Contrairement aux premiers emojis, les smileys de type :-) créés à partir de signes de ponctuation, les emojis déjà dessinés ne sont pas libres d'être créés par tout un chacun. "Les emojis sont régentés, décidés par un consortium, qui s'appelle le consortium Unicode, et qui est composé de représentants des géants du numérique", dévoile Jean-Bernard Schmidt. "Ils se réunissent pour unifier le langage des emojis entre les différents systèmes d'exploitation de nos appareils numériques."

Ce consortium décide des images qui intégreront, ou non, notre quotidien, à raison d'une soixantaine de nouveaux emojis par an, en moyenne. Un chiffre décidé par le service marketing d'Apple. "C'est loin d'être neutre", estime le co-fondateur de Spicee. "Ce consortium se réunit de façon assez secrète, et l'entrée d'un emoji est soumis à des règles non-écrites auxquelles il est difficile d'avoir accès."

Ce fonctionnement et l'importance prise aujourd'hui par les emojis ont pour conséquence de véritables campagne pour faire naître tel ou tel emoji. Ainsi, une guerre marketing a fait triompher l'emoji fondue face à celui de la raclette, avec de possibles retombées économiques sur les deux spécialités régionales.

Une guerre marketing... et politique

Parfois, la guerre des emojis est même politique. Ainsi, la Chine a réussi à imposer que le drapeau tibétain ne soit proposé sur les claviers de nos téléphone. "C'est très révélateur des motivations profondes de ceux qui décident de l'entrée ou non d'un emoji dans le langage numérique", observe Jean-Bernard Schmidt.

Sommes-nous sur une pente glissante vers la censure ? "C'est en tout cas problématique de confier nos objets et nos émotions à des gens qui ont des intérêts uniquement marketing", analyse le linguiste Pierre Halté. "On assiste à une standardisation croissante des capacités expressives. Laisser ces signes-là aux mains de grandes entreprises, c'est confier les représentations de nos émotions, car c'est à cela que servent nos emojis, à ces gens-là."

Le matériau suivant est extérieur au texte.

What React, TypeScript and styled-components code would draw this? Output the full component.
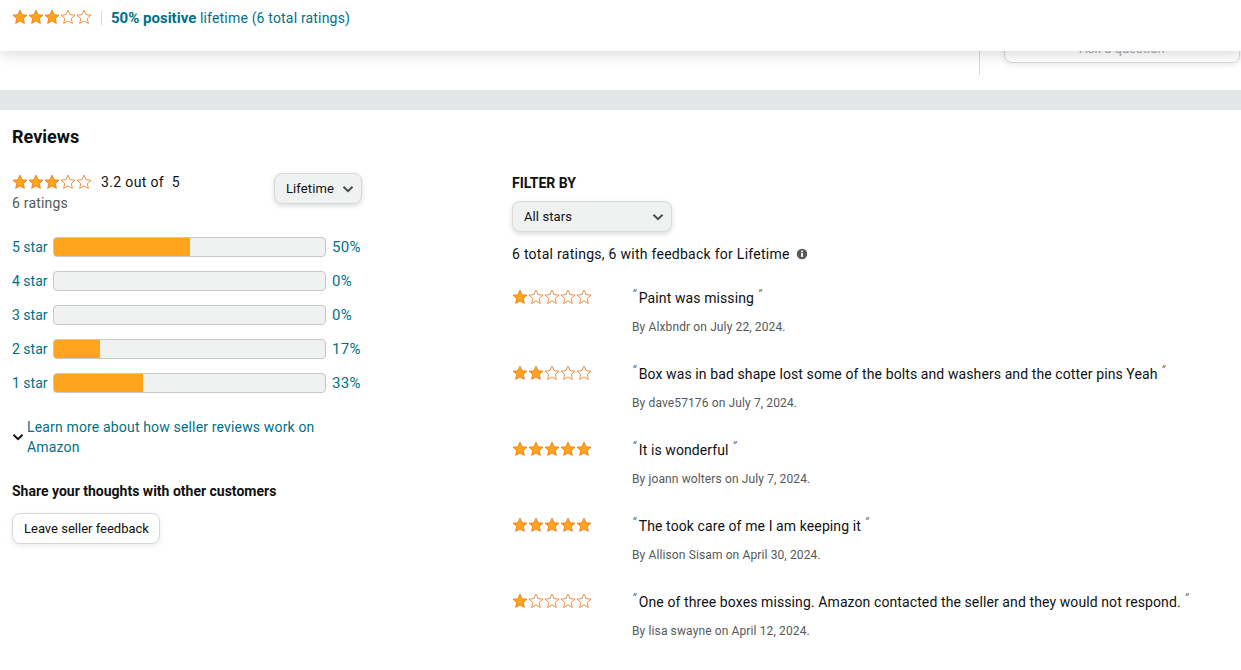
import React, { FC } from 'react'
import styled, { createGlobalStyle } from 'styled-components'

const GlobalStyle = createGlobalStyle`
    html, body {
        margin: 0;
        padding: 0;
        background: #fff;
        color: #0f1111;
        font-family: Roboto, "Liberation Sans", sans-serif;
        font-size: 14px;
    }
    * { box-sizing: border-box; }
`;

const Page = styled.div`
    position: relative;
    width: 1241px;
    height: 670px;
    overflow: hidden;
`;

const StickyBar = styled.div`
    position: absolute;
    top: 0;
    left: 0;
    right: 0;
    height: 51px;
    background: #fff;
    box-shadow: 0 2px 14px rgba(15, 17, 17, 0.18);
    display: flex;
    align-items: flex-start;
    padding: 9px 12px 0;
`;

const BarDivider = styled.span`
    width: 1px;
    height: 14px;
    background: #d5d9d9;
    margin: 2px 9px 0 9px;
`;

const BarText = styled.a`
    color: #007185;
    font-size: 14px;
    line-height: 18px;
    letter-spacing: 0.18px;
    b { font-weight: 700; font-size: 15px; letter-spacing: 0; }
`;

const Under = styled.div`
    height: 90px;
    display: flex;
    justify-content: flex-end;
    padding-right: 1px;
`;

const UnderRule = styled.div`
    width: 1px;
    height: 75px;
    background: #d5d9d9;
    margin-right: 24px;
`;

const AskButton = styled.div`
    width: 236px;
    height: 63px;
    border: 1px solid #d5d9d9;
    border-radius: 8px;
    box-shadow: 0 2px 5px rgba(213, 217, 217, 0.5);
    display: flex;
    align-items: flex-end;
    justify-content: center;
    padding-bottom: 6px;
    font-size: 13px;
    color: #a8abab;
`;

const GreyBand = styled.div`
    height: 20px;
    background: #e3e6e6;
`;

const Content = styled.div`
    display: grid;
    grid-template-columns: 500px 1fr;
    padding: 16px 0 0 12px;
`;

const Heading = styled.h2`
    grid-column: 1 / 3;
    margin: 0 0 24px;
    font-size: 18px;
    line-height: 22px;
    font-weight: 700;
`;

const LeftCol = styled.div`
    width: 350px;
`;

const SummaryRow = styled.div`
    display: flex;
    justify-content: space-between;
    align-items: flex-start;
    height: 65px;
    padding-top: 1px;
`;

const SummaryLine = styled.div`
    display: flex;
    align-items: center;
    height: 18px;
    font-size: 14px;
    letter-spacing: 0.35px;
    margin-bottom: 3px;
    gap: 9px;
`;

const Muted = styled.div`
    color: #565959;
    font-size: 14px;
    line-height: 18px;
    letter-spacing: 0.2px;
    margin-top: 1px;
`;

const Dropdown = styled.div<{ $width: number }>`
    width: ${p => p.$width}px;
    height: 31px;
    background: #f0f2f2;
    border: 1px solid #d5d9d9;
    border-radius: 8px;
    box-shadow: 0 2px 5px rgba(15, 17, 17, 0.15);
    display: flex;
    align-items: center;
    justify-content: space-between;
    padding: 0 7px 0 11px;
    font-size: 13px;
    letter-spacing: 0.1px;
    color: #0f1111;
`;

const BarRow = styled.div`
    display: flex;
    align-items: center;
    height: 20px;
    margin-bottom: 14px;
    color: #007185;
    font-size: 14px;
`;

const BarLabel = styled.span`
    width: 41px;
    white-space: nowrap;
`;

const BarTrack = styled.div`
    width: 273px;
    height: 20px;
    background: #f0f2f2;
    border: 1px solid #c4c8c8;
    border-radius: 4px;
    overflow: hidden;
    margin-right: 6px;
`;

const BarFill = styled.div`
    background: #ffa41c;
    border: 1px solid #e47911;
    border-right: 0;
    margin: -1px 0 0 -1px;
    height: 20px;
    border-radius: 4px 0 0 4px;
`;

const BarPercent = styled.span`
    font-size: 15px;
    letter-spacing: 0.3px;
`;

const LearnRow = styled.div`
    display: flex;
    align-items: center;
    margin-top: 24px;
    color: #007185;
    font-size: 14px;
    line-height: 20px;
    letter-spacing: 0.16px;
    gap: 3px;
`;

const ShareTitle = styled.div`
    margin-top: 25px;
    font-size: 14px;
    line-height: 18px;
    font-weight: 700;
`;

const FeedbackButton = styled.div`
    display: inline-flex;
    align-items: center;
    margin-top: 13px;
    height: 31px;
    padding: 0 10px 0 11px;
    border: 1px solid #d5d9d9;
    border-radius: 8px;
    background: #fff;
    box-shadow: 0 2px 5px rgba(213, 217, 217, 0.5);
    font-size: 13px;
`;

const RightCol = styled.div`
    margin-top: 2px;
`;

const FilterLabel = styled.div`
    font-size: 14px;
    line-height: 18px;
    font-weight: 700;
    margin-bottom: 9px;
`;

const TotalLine = styled.div`
    display: flex;
    align-items: center;
    gap: 6px;
    margin-top: 13px;
    font-size: 14px;
    line-height: 18px;
    letter-spacing: 0.27px;
    margin-bottom: 26px;
`;

const Review = styled.div`
    display: grid;
    grid-template-columns: 120px 1fr;
    height: 76px;
`;

const Quote = styled.div`
    font-size: 14px;
    line-height: 18px;
    letter-spacing: 0.1px;
    i {
        color: #565959;
        font-style: italic;
        font-weight: 300;
        font-size: 14px;
        line-height: 0;
        vertical-align: 3px;
        margin-right: 2.5px;
    }
`;

const ByLine = styled.div`
    margin-top: 12px;
    color: #565959;
    font-size: 12px;
    line-height: 16px;
    letter-spacing: 0.12px;
`;

const StarsWrap = styled.span`
    display: inline-flex;
    width: 80px;
    height: 16px;
    flex: none;
`;

const STAR = 'M8 1.1l2.05 4.55 4.95.55-3.7 3.3 1.05 4.9L8 11.9l-4.35 2.5 1.05-4.9L1 6.2l4.95-.55z';

const Stars: FC<{ count: number }> = ({ count }) => (
    <StarsWrap>
        {[0, 1, 2, 3, 4].map(i => (
            <svg key={i} width="16" height="16" viewBox="0 0 16 16">
                <path
                    d={STAR}
                    fill={i < count ? '#ffa41c' : '#fff'}
                    stroke="#e47911"
                    strokeWidth="0.8"
                    strokeLinejoin="miter"
                />
            </svg>
        ))}
    </StarsWrap>
);

const Chevron: FC<{ size?: number; color?: string; weight?: number }> = ({ size = 12, color = '#494d4d', weight = 2 }) => (
    <svg width={size} height={size} viewBox="0 0 12 12" style={{ flex: 'none' }}>
        <path d="M1.5 3.8L6 8.2l4.5-4.4" fill="none" stroke={color} strokeWidth={weight} />
    </svg>
);

const InfoIcon: FC = () => (
    <svg width="12" height="12" viewBox="0 0 12 12">
        <circle cx="6" cy="6" r="5.2" fill="#565959" />
        <rect x="5.1" y="5" width="1.8" height="4" fill="#fff" />
        <rect x="5.1" y="2.6" width="1.8" height="1.6" fill="#fff" />
    </svg>
);

const bars = [
    { label: '5 star', pct: 50 },
    { label: '4 star', pct: 0 },
    { label: '3 star', pct: 0 },
    { label: '2 star', pct: 17 },
    { label: '1 star', pct: 33 },
];

const reviews = [
    { stars: 1, text: 'Paint was missing', by: 'By Alxbndr on July 22, 2024.' },
    { stars: 2, text: 'Box was in bad shape lost some of the bolts and washers and the cotter pins Yeah', by: 'By dave57176 on July 7, 2024.' },
    { stars: 5, text: 'It is wonderful', by: 'By joann wolters on July 7, 2024.' },
    { stars: 5, text: 'The took care of me I am keeping it', by: 'By Allison Sisam on April 30, 2024.' },
    { stars: 1, text: 'One of three boxes missing. Amazon contacted the seller and they would not respond.', by: 'By lisa swayne on April 12, 2024.' },
];

const App: FC = () => {
    return (
        <Page>
            <GlobalStyle />
            <Under>
                <UnderRule />
                <AskButton>Ask a question</AskButton>
            </Under>
            <StickyBar>
                <Stars count={3} />
                <BarDivider />
                <BarText><b>50% positive</b> lifetime (6 total ratings)</BarText>
            </StickyBar>
            <GreyBand />
            <Content>
                <Heading>Reviews</Heading>
                <LeftCol>
                    <SummaryRow>
                        <div>
                            <SummaryLine>
                                <Stars count={3} />
                                <span>3.2 out of&nbsp; 5</span>
                            </SummaryLine>
                            <Muted>6 ratings</Muted>
                        </div>
                        <Dropdown $width={88}>Lifetime <Chevron /></Dropdown>
                    </SummaryRow>
                    {bars.map(b => (
                        <BarRow key={b.label}>
                            <BarLabel>{b.label}</BarLabel>
                            <BarTrack>
                                {b.pct > 0 && <BarFill style={{ width: `calc(${b.pct}% + 1px)` }} />}
                            </BarTrack>
                            <BarPercent>{b.pct}%</BarPercent>
                        </BarRow>
                    ))}
                    <LearnRow>
                        <Chevron color="#0f1111" />
                        <span>Learn more about how seller reviews work on Amazon</span>
                    </LearnRow>
                    <ShareTitle>Share your thoughts with other customers</ShareTitle>
                    <FeedbackButton>Leave seller feedback</FeedbackButton>
                </LeftCol>
                <RightCol>
                    <FilterLabel>FILTER BY</FilterLabel>
                    <Dropdown $width={160}>All stars <Chevron /></Dropdown>
                    <TotalLine>6 total ratings, 6 with feedback for Lifetime <InfoIcon /></TotalLine>
                    {reviews.map(r => (
                        <Review key={r.by}>
                            <Stars count={r.stars} />
                            <div>
                                <Quote><i>“</i>{r.text} <i>”</i></Quote>
                                <ByLine>{r.by}</ByLine>
                            </div>
                        </Review>
                    ))}
                </RightCol>
            </Content>
        </Page>
    )
}

export default App;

Une problématique que Jean-Bernard Schmidt résume en empruntant une formule à l'un des intervenants du documentaire La Face cachée des emojis : "C'est comme si le fabricant de stylo décidait ce que vous avez le droit d'écrire ou non avec le stylo qu'il vous vend", explique-t-il, ajoutant que les entreprises d'Internet ne sont pas les "géants cools" que l'on imagine souvent.